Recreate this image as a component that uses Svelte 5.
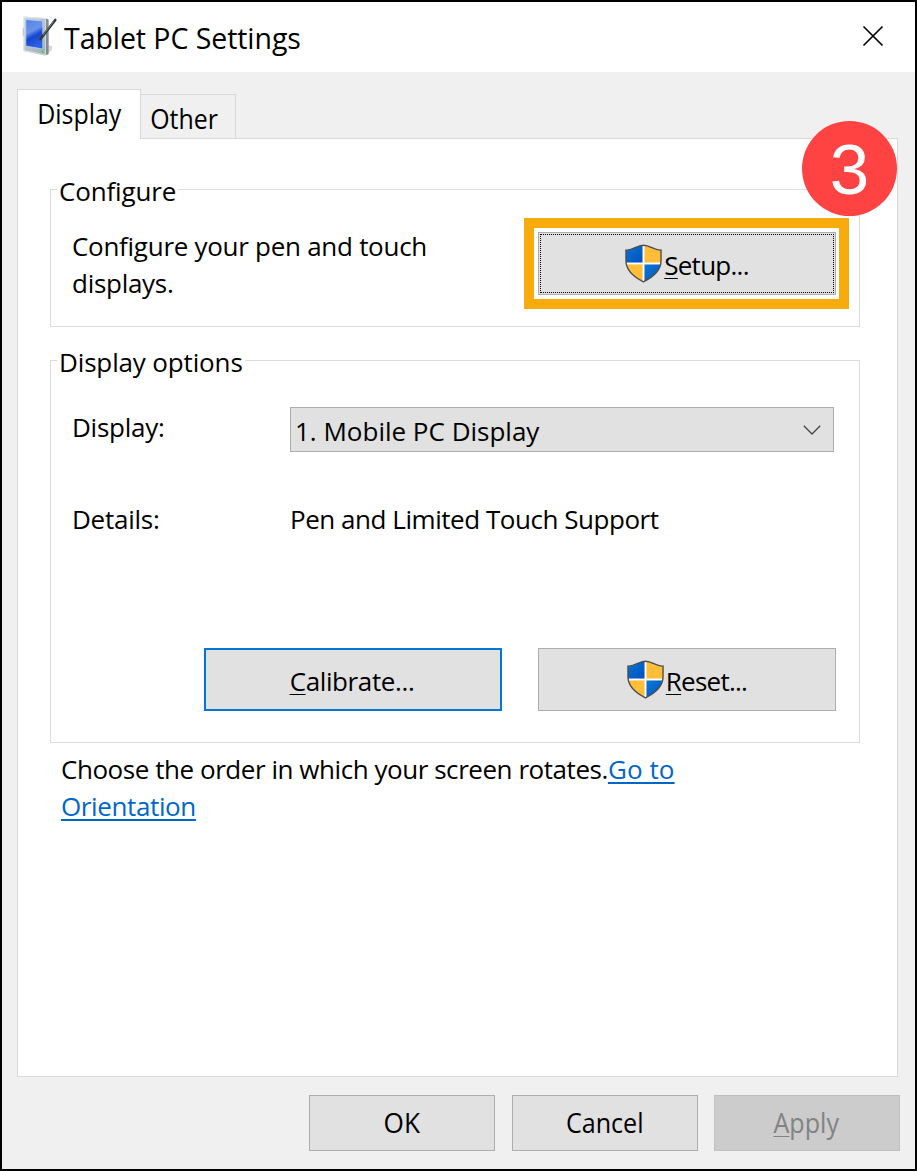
---
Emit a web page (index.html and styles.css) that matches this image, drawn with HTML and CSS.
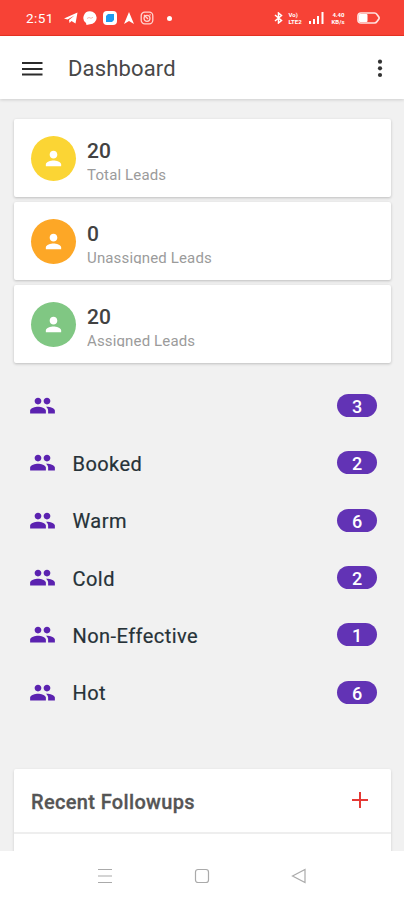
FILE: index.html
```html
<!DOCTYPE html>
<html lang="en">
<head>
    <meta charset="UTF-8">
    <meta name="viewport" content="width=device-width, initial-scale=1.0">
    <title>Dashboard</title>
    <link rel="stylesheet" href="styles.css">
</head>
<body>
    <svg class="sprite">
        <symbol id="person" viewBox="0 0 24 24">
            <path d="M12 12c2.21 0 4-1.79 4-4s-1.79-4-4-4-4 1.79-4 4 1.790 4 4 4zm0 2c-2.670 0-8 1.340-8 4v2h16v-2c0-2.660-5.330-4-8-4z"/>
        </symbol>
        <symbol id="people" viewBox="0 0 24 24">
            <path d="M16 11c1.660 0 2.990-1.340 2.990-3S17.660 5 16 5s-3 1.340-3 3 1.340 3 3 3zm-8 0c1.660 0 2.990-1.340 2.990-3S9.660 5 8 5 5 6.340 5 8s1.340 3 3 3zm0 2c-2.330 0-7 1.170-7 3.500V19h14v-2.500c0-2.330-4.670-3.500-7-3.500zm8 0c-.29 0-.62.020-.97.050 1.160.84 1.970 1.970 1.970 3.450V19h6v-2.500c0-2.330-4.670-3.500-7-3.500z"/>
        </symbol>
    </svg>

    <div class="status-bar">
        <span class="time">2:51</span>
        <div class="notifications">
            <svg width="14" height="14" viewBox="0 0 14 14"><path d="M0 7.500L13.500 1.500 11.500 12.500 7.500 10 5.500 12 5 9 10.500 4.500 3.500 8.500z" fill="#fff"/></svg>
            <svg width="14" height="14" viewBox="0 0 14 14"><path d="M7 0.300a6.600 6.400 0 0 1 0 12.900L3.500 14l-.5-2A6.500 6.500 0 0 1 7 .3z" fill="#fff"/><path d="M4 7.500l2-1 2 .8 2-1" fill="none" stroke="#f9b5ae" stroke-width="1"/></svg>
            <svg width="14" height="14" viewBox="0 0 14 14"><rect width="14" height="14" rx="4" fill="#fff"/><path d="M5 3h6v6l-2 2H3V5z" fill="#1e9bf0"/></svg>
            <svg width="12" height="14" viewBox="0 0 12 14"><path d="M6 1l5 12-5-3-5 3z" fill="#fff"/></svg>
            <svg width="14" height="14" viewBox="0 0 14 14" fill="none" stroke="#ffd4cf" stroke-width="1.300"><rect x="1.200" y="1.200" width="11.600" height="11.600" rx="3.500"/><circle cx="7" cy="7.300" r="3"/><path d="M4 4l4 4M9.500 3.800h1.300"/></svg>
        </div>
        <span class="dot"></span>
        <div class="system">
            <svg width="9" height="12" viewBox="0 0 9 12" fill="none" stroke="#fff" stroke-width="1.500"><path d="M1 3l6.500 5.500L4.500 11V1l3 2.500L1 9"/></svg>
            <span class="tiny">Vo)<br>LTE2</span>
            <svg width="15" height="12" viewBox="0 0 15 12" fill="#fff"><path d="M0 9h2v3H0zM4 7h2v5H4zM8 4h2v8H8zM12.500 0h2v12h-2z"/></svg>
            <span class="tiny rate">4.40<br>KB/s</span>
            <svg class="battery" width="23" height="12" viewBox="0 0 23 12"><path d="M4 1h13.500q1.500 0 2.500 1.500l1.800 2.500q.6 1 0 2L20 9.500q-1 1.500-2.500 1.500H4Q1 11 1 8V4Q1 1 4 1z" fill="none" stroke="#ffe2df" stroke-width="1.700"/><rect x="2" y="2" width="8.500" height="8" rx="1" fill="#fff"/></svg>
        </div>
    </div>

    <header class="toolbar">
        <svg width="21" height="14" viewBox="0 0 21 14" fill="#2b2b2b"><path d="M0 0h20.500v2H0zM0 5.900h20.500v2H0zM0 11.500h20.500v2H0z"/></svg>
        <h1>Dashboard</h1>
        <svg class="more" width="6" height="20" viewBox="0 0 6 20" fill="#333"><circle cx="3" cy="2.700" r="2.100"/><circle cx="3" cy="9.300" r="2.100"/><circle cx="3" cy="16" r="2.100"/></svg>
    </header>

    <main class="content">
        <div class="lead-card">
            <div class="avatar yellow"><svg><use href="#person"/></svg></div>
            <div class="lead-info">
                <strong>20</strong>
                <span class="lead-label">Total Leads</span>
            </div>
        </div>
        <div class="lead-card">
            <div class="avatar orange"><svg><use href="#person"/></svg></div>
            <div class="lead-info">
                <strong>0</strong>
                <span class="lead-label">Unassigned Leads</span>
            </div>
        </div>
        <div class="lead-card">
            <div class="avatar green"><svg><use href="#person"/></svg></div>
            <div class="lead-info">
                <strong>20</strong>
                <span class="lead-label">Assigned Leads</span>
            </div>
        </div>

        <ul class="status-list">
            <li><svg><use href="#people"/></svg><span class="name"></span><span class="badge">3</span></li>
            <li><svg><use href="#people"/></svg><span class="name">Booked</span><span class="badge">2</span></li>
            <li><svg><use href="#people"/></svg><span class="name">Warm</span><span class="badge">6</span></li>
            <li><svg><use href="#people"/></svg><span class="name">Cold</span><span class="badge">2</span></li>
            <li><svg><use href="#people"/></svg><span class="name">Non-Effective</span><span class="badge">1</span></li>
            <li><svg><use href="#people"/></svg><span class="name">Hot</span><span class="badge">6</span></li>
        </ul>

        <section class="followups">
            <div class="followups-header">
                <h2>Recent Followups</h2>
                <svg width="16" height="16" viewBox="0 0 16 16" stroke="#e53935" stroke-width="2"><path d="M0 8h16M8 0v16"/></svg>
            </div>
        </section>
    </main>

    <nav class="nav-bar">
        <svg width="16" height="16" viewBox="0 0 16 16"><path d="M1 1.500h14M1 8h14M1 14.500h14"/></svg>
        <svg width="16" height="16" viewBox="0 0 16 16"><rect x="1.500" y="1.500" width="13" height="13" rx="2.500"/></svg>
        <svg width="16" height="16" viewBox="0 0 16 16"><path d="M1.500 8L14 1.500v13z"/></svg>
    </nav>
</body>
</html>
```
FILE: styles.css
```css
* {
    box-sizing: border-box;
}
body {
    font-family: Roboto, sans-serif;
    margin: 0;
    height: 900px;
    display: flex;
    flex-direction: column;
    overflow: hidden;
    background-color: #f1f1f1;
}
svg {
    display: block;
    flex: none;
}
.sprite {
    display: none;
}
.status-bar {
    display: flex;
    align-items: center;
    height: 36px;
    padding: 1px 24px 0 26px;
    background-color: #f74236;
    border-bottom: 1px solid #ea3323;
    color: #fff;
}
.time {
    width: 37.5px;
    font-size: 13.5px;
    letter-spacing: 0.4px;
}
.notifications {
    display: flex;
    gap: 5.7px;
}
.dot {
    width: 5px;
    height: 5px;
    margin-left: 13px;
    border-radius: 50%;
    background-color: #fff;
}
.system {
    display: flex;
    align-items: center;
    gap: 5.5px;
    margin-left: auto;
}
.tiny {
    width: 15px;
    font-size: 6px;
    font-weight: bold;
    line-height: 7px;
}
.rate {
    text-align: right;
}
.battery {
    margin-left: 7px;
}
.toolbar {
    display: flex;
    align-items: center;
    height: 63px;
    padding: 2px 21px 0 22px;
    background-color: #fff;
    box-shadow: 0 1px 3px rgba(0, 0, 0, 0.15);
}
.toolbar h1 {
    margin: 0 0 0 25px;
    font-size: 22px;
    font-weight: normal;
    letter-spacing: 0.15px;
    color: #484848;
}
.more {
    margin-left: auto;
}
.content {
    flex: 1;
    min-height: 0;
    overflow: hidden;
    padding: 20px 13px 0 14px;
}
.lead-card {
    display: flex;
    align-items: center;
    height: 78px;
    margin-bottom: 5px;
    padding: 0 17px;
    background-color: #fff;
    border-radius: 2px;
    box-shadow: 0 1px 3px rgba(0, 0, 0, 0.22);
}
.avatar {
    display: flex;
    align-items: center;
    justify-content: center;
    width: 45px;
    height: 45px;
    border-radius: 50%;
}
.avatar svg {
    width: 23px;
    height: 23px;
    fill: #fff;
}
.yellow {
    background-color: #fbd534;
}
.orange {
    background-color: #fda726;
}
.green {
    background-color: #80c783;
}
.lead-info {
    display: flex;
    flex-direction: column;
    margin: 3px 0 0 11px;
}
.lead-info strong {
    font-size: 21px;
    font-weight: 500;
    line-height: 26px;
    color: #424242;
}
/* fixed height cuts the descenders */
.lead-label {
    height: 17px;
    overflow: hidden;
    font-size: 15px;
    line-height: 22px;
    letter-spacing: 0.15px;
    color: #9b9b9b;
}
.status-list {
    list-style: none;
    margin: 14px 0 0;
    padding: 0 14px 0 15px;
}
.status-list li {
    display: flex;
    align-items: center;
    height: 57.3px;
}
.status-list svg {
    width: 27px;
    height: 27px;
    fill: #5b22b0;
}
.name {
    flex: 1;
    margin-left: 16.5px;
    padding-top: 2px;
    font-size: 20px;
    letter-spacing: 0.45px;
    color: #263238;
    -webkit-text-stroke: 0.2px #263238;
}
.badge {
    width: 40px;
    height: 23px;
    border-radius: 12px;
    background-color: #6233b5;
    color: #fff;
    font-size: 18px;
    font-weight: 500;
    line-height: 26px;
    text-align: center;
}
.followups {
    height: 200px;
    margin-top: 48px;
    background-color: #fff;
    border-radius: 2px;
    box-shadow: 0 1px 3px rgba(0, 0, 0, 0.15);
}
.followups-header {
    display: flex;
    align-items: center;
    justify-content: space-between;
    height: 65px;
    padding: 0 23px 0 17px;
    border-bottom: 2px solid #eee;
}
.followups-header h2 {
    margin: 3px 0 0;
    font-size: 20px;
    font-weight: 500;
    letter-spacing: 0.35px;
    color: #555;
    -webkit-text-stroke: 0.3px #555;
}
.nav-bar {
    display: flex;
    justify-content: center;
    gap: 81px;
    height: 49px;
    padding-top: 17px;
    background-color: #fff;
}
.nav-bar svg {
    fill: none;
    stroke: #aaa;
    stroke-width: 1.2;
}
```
==
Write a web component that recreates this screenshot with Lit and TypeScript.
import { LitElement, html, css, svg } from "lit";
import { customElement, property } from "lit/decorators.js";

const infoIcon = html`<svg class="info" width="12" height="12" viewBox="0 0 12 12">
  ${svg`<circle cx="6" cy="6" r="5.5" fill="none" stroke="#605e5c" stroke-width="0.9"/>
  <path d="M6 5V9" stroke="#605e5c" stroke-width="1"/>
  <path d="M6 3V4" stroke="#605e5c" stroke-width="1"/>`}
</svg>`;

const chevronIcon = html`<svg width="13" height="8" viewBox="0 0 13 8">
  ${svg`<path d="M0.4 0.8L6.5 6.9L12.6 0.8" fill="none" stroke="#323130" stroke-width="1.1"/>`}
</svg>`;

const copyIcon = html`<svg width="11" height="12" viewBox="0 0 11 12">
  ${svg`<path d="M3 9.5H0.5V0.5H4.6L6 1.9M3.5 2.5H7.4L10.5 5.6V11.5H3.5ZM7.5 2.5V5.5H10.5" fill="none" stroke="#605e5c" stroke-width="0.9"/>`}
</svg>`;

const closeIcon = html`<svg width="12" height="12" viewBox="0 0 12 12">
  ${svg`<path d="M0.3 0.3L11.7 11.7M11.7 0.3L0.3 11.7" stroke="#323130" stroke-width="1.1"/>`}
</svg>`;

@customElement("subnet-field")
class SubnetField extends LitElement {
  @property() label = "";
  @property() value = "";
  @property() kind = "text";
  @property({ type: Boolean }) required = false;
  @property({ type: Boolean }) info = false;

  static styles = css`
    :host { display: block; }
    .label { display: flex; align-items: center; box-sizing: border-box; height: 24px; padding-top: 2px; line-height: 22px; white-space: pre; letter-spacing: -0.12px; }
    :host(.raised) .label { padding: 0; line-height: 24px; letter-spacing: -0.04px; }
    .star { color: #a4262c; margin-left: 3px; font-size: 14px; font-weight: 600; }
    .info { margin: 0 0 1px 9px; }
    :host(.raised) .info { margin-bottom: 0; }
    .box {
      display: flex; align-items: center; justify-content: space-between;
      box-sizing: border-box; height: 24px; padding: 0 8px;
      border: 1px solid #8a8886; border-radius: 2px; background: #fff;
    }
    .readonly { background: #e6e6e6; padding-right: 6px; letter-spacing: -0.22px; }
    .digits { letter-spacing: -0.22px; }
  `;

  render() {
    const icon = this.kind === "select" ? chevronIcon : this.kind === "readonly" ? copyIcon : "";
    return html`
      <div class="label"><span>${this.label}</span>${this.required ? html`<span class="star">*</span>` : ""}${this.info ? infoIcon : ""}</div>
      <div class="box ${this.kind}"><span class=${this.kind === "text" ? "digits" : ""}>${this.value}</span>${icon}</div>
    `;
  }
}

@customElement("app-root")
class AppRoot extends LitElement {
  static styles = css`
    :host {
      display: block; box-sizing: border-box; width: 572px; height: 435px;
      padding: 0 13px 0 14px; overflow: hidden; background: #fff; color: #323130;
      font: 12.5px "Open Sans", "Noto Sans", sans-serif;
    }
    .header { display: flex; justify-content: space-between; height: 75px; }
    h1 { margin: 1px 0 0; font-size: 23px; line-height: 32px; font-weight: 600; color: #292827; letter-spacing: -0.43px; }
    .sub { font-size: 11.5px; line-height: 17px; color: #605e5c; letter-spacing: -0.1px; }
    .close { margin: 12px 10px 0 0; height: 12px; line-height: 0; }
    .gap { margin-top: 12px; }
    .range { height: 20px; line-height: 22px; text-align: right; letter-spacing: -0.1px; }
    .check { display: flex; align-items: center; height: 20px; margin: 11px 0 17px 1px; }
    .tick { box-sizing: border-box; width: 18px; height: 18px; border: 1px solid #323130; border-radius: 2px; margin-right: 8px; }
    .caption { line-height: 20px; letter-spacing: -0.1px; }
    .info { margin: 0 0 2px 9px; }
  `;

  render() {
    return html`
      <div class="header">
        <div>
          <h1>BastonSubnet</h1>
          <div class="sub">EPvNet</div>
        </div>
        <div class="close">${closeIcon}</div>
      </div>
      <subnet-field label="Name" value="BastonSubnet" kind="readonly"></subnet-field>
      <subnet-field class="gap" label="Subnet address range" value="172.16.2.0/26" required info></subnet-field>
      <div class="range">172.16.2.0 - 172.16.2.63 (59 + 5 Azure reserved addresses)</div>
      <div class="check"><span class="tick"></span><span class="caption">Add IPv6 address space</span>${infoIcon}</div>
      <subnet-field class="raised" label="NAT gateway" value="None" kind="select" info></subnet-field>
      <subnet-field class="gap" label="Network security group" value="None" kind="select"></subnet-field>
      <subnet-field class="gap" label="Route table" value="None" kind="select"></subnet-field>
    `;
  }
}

Task objective:
Copy down every line of the material above that includes the string "with".

Output of the task:
Emit a web page (index.html and styles.css) that matches this image, drawn with HTML and CSS.
Write a web component that recreates this screenshot with Lit and TypeScript.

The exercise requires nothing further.